Individuals who choose to donate blood are generally in good health and are more likely to live in populous urban areas. Percentages were adjusted for test characteristics and population distribution.

3. Presenter Dr. Patrick Brown and CITF PI Dr. Prabhat Jha: Seroprevalence of SARS-CoV-2 in a representative Canadian adult cohort during the Omicron waves

Approximately 30,690 individuals were tested for infection-acquired and vaccine-induced seroprevalence during six phases of the CITF-funded Ab-C Study, from March 2020 to December 2022 from across Canada.

    • Only about 13% of adults had infection-acquired antibodies before Omicron.
    • About 36% of participants had antibodies from Omicron BA.1/1.1 variant infection.
    • The Omicron BA.2/5 variant caused a sharp increase in infections, with a cumulative seroprevalence of almost 78%.
    • About 25 million Canadian adults were found to have been infected, despite more than 30 million having received two or more doses of a vaccine.

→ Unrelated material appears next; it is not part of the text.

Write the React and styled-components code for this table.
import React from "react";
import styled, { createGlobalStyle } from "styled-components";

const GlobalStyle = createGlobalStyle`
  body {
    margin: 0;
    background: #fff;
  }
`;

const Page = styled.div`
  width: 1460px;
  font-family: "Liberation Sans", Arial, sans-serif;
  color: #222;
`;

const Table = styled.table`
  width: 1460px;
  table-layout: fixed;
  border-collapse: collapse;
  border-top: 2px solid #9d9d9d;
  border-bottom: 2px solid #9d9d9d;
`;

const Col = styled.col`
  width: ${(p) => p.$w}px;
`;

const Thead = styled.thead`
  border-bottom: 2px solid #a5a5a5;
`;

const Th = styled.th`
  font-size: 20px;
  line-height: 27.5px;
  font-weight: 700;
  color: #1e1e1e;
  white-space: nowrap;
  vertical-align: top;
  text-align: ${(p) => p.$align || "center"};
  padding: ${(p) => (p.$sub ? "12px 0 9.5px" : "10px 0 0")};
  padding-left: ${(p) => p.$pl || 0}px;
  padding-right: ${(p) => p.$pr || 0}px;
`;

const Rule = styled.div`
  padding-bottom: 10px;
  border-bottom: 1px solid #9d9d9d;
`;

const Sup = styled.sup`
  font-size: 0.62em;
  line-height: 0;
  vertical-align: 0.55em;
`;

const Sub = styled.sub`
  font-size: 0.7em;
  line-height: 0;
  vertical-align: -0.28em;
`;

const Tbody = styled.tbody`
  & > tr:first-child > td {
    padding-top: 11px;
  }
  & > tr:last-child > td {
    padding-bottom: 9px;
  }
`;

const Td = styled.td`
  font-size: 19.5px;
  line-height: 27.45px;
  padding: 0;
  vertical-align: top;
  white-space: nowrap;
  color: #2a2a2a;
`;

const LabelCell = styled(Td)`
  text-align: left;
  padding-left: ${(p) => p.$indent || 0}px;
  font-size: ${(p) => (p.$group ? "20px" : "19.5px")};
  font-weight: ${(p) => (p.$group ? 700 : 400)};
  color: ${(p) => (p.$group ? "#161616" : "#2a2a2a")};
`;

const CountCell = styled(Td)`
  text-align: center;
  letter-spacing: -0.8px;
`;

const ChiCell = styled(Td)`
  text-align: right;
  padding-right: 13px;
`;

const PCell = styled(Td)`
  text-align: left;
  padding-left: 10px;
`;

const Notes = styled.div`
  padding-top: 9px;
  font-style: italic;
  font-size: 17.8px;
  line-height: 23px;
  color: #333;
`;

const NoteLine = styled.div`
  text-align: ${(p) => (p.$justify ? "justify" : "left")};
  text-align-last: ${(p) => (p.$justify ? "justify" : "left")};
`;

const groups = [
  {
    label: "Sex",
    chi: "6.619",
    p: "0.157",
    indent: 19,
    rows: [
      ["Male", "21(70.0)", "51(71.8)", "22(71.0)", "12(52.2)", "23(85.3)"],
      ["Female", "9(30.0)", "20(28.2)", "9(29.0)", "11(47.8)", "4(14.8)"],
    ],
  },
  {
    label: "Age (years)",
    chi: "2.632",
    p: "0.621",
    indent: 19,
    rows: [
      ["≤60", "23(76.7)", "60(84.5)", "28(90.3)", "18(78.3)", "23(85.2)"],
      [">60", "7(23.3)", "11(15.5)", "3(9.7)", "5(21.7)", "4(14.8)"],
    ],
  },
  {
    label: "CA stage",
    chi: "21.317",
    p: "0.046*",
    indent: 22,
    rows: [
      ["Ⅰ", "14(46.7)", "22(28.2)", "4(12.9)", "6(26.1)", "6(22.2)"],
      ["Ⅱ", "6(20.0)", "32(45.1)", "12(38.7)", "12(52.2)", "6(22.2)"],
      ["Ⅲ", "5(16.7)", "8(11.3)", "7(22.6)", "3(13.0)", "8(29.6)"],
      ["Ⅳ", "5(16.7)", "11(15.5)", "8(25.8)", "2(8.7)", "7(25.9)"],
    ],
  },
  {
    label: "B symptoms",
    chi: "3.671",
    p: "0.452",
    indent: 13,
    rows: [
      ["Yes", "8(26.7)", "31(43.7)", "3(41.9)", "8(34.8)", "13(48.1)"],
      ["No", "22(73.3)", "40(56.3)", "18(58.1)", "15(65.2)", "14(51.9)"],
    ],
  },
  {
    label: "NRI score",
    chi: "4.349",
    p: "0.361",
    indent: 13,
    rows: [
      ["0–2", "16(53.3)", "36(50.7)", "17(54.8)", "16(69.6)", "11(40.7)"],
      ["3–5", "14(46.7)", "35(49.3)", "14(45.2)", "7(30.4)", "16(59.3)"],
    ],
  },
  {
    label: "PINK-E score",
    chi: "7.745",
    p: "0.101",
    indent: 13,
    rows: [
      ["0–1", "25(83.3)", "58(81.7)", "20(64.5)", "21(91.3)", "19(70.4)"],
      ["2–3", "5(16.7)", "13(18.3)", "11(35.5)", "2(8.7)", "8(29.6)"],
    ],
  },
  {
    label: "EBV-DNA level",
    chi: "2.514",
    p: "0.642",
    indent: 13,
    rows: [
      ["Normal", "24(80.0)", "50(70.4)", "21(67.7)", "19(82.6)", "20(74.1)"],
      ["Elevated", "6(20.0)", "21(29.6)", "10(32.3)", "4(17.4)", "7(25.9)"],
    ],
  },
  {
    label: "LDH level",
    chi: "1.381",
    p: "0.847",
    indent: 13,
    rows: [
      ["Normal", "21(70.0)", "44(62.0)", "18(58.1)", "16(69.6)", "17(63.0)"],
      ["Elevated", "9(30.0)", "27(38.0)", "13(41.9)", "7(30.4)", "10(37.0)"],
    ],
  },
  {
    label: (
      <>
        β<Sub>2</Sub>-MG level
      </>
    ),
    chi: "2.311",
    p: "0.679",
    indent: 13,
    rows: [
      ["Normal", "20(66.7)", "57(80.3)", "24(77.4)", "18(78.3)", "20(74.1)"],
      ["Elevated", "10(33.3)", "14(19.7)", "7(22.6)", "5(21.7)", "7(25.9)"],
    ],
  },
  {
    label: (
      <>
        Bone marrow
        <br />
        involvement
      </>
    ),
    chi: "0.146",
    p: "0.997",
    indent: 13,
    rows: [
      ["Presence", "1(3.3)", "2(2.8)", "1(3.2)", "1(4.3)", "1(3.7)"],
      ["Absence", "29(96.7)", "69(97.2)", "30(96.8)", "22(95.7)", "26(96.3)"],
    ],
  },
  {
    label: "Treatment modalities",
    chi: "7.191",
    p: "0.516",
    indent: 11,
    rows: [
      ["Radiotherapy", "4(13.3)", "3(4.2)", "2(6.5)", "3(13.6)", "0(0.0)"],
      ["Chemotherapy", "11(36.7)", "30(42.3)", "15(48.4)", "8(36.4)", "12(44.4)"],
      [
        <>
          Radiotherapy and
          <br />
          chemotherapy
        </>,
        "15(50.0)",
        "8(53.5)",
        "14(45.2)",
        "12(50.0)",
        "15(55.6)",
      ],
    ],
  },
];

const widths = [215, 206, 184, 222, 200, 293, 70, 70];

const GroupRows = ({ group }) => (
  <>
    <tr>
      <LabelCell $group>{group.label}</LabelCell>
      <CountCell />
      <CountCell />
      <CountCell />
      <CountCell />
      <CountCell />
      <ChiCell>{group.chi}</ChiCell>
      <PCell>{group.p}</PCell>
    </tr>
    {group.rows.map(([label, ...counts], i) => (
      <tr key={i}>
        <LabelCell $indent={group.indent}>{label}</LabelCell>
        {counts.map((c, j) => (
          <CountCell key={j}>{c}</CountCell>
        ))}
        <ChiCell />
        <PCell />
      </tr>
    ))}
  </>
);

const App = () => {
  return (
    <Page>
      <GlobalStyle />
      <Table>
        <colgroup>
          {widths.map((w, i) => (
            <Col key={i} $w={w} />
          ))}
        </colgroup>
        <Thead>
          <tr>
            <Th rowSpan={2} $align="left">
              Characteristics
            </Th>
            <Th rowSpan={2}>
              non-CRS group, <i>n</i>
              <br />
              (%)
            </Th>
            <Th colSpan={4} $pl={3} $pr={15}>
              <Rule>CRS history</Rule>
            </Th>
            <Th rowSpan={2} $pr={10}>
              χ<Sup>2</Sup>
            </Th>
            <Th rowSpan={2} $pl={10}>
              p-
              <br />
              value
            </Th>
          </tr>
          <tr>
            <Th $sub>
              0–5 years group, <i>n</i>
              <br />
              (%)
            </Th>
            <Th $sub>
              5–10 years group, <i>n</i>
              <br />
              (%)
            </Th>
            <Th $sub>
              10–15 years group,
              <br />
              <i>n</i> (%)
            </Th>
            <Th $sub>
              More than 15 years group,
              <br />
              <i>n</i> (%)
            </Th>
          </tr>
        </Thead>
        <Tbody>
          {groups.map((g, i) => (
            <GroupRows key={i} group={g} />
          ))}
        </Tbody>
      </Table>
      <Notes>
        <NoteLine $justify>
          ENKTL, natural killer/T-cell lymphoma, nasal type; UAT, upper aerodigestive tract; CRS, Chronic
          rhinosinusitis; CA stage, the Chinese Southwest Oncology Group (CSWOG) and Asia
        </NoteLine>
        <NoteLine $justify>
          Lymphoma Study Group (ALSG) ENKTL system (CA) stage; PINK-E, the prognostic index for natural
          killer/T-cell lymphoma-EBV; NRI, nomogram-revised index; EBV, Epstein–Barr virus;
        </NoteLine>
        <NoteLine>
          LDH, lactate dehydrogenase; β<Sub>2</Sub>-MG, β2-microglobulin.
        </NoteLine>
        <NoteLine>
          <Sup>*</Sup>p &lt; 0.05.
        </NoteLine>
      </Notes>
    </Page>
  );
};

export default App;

Hybrid immunity levels are therefore high.
    • COVID death rates per week were lower during Omicron BA.2/5 than BA.1/1.1.
    • Vaccination >6 months ago, especially in older adults, remained the key vulnerability for infections.
    • Ongoing epidemiological studies (serosurveys, mortality studies) are essential to guide vaccine programs and document long-COVID.

4. Presenter and CITF PI: Dr. Maureen Anderson, Saskatchewan SARS-CoV-2 population-based seroprevalence study: Highlights and lessons learned

Residual serum samples from participants (n = 21,907) in Saskatchewan were tested for antibodies to SARS-CoV-2 during three time periods (May-Dec 2020; Oct-Dec 2021; Jan-Jun 2022). All samples were tested for IgG antibodies to SARS-CoV-2 spike and nucleocapsid proteins. Additionally, microneutralization testing was conducted on 580 samples against ancestral SARS-CoV-2, Delta and Omicron strains.

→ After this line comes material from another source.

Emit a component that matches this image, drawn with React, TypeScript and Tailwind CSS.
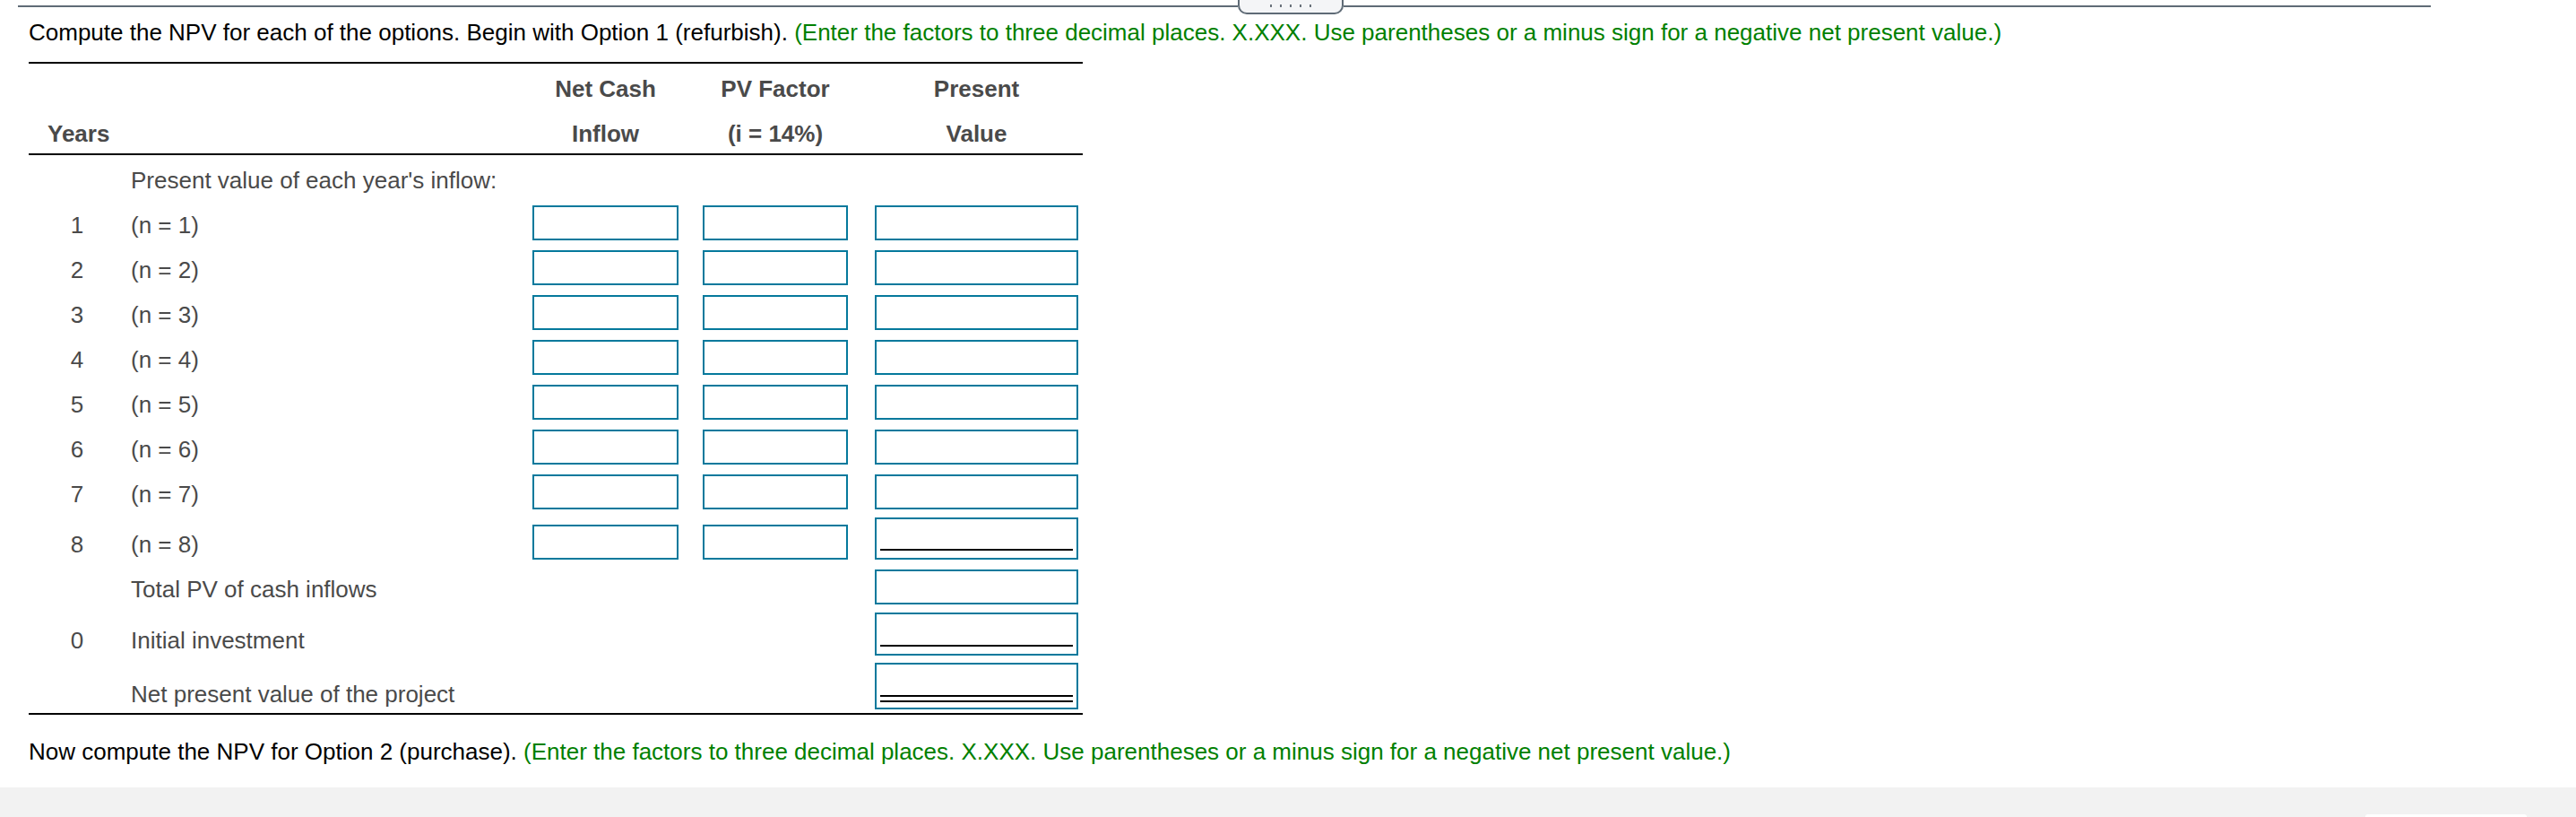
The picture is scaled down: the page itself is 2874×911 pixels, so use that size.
import React from 'react';

const hint =
  '(Enter the factors to three decimal places. X.XXX. Use parentheses or a minus sign for a negative net present value.)';

const years = [1, 2, 3, 4, 5, 6, 7];

function Box({ w, h = 'h-[39px]', lines = 0 }: { w: string; h?: string; lines?: number }) {
  // teal answer box, optional single / double rule inside
  return (
    <div className={`${w} ${h} border-2 border-[#05799c] bg-white flex flex-col justify-end px-[4px] ${lines === 2 ? 'pb-[6px]' : 'pb-[8px]'}`}>
      {lines >= 1 && <div className="h-[2px] bg-black" />}
      {lines === 2 && <div className="h-[2px] bg-black mt-[4px]" />}
    </div>
  );
}

function Row({
  year,
  label,
  cells,
  className,
}: {
  year?: string;
  label: string;
  cells: React.ReactNode[];
  className: string;
}) {
  return (
    <div className={`flex items-end ${className}`}>
      <div className="w-[114px] pr-[6px] text-center leading-[30px] pb-[2px]">{year}</div>
      <div className="w-[448px] leading-[30px] pb-[2px]">{label}</div>
      <div className="w-[190px]">{cells[0]}</div>
      <div className="w-[192px]">{cells[1]}</div>
      <div className="w-[232px]">{cells[2]}</div>
    </div>
  );
}

export default function App() {
  return (
    <div className="w-[2874px] h-[911px] flex flex-col bg-white font-['Liberation_Sans',Arial,sans-serif] text-[26px] overflow-hidden">
      {/* top divider with grab handle */}
      <div className="flex items-start h-[16px] pl-[20px] pr-[162px]">
        <div className="w-[1361px] h-[2px] mt-[6px] bg-[#5f6b76]" />
        <div className="w-[118px] h-[16px] border-2 border-t-0 border-[#5f6b76] rounded-b-[10px] bg-[#f4f5f7] flex items-start justify-center gap-[9px] pt-[5px]">
          <span className="w-[2px] h-[3px] bg-[#6b737b]" />
          <span className="w-[2px] h-[3px] bg-[#6b737b]" />
          <span className="w-[2px] h-[3px] bg-[#6b737b]" />
          <span className="w-[2px] h-[3px] bg-[#6b737b]" />
          <span className="w-[2px] h-[3px] bg-[#6b737b]" />
        </div>
        <div className="flex-1 h-[2px] mt-[6px] bg-[#5f6b76]" />
      </div>

      <div className="pl-[32px] flex-1 flex flex-col">
        <p className="mt-[5px] leading-[30px] text-black whitespace-nowrap">
          Compute the NPV for each of the options. Begin with Option 1 (refurbish).{' '}
          <span className="text-[#008000]">{hint}</span>
        </p>

        <div className="mt-[18px] w-[1176px] border-t-2 border-b-2 border-black text-[#4a4a4a]">
          {/* header */}
          <div className="border-b-2 border-black pt-[13px] pb-[7px] font-bold">
            <div className="flex leading-[30px]">
              <div className="w-[562px]" />
              <div className="w-[190px]"><div className="w-[163px] text-center">Net Cash</div></div>
              <div className="w-[192px]"><div className="w-[162px] text-center">PV Factor</div></div>
              <div className="w-[232px]"><div className="w-[227px] text-center">Present</div></div>
            </div>
            <div className="flex leading-[30px] mt-[20px]">
              <div className="w-[562px] pl-[21px]">Years</div>
              <div className="w-[190px]"><div className="w-[163px] text-center">Inflow</div></div>
              <div className="w-[192px]"><div className="w-[162px] text-center">(i = 14%)</div></div>
              <div className="w-[232px]"><div className="w-[227px] text-center">Value</div></div>
            </div>
          </div>

          {/* body */}
          <div className="pb-[4px]">
            <div className="pl-[114px] pt-[13px] leading-[30px]">Present value of each year's inflow:</div>
            {years.map((y) => (
              <Row
                key={y}
                year={String(y)}
                label={`(n = ${y})`}
                className={y === 1 ? 'mt-[13px]' : 'mt-[11px]'}
                cells={[<Box w="w-[163px]" />, <Box w="w-[162px]" />, <Box w="w-[227px]" />]}
              />
            ))}
            <Row
              year="8"
              label="(n = 8)"
              className="mt-[9px]"
              cells={[<Box w="w-[163px]" />, <Box w="w-[162px]" />, <Box w="w-[227px]" h="h-[47px]" lines={1} />]}
            />
            <Row label="Total PV of cash inflows" className="mt-[11px]" cells={[null, null, <Box w="w-[227px]" />]} />
            <Row
              year="0"
              label="Initial investment"
              className="mt-[9px]"
              cells={[null, null, <Box w="w-[227px]" h="h-[48px]" lines={1} />]}
            />
            <Row
              label="Net present value of the project"
              className="mt-[8px]"
              cells={[null, null, <Box w="w-[227px]" h="h-[52px]" lines={2} />]}
            />
          </div>
        </div>

        <p className="mt-[26px] leading-[30px] text-black whitespace-nowrap">
          Now compute the NPV for Option 2 (purchase).{' '}
          <span className="text-[#008000]">{hint}</span>
        </p>
      </div>

      <div className="h-[33px] bg-[#f2f2f2] flex justify-end items-end pr-[55px]">
        <div className="w-[180px] h-[3px] bg-white rounded-t-[3px]" />
      </div>
    </div>
  );
}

    • Higher Anti-S and Anti-N antibodies titers lead to better neutralization of ancestral SARS-CoV2-2, Delta and Omicron strains .
    • Differences were observed in the Anti-S antibody titers and neutralization between different waves of infections. This could be due to a combination of vaccination and infections.
    • Samples positive for both Anti-S antibodies and Anti-N antibodies had the strongest antibody immune responses and neutralization titres compared to samples positive to spike alone, suggesting superiority of hybrid immunity in neutralizing the virus.

5. Presenter and CITF PI: Dr. Derek Stein, Riding high: SARS-CoV-2 seroprevalence, vaccination, and breakthrough infections in Manitoba, Canada

The proportion of Manitobans exposed to COVID-19 was estimated based on sex, age, and geography throughout the pandemic. Vaccination rollout and waning immunity were also monitored to estimate the proportions of breakthrough infections during the Delta and Omicron waves.

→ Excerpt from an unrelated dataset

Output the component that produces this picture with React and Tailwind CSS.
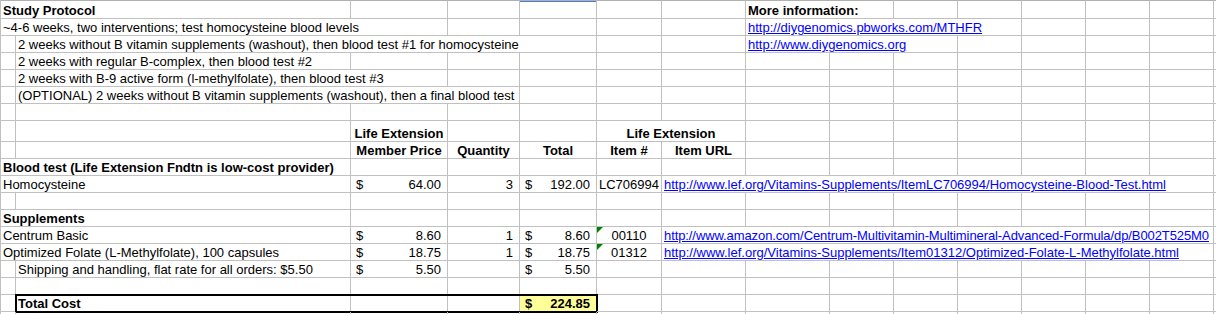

    • Infection-acquired seroprevalence was low until 2021, followed by a sudden spike in early 2022, which coincided with the Omicron wave. Children ages 0-19 had the highest seroprevalence of all age groups in 2022 compared to all age groups. Individuals aged 60+ years had the lowest seroprevalence during this time.
    • Breakthrough infections and hospitalizations were associated with waning antibodies during the Delta wave. Individuals experiencing breakthrough infections had a median antibody level ≤645BAU/ml and those hospitalized had a median antibody level ≤150.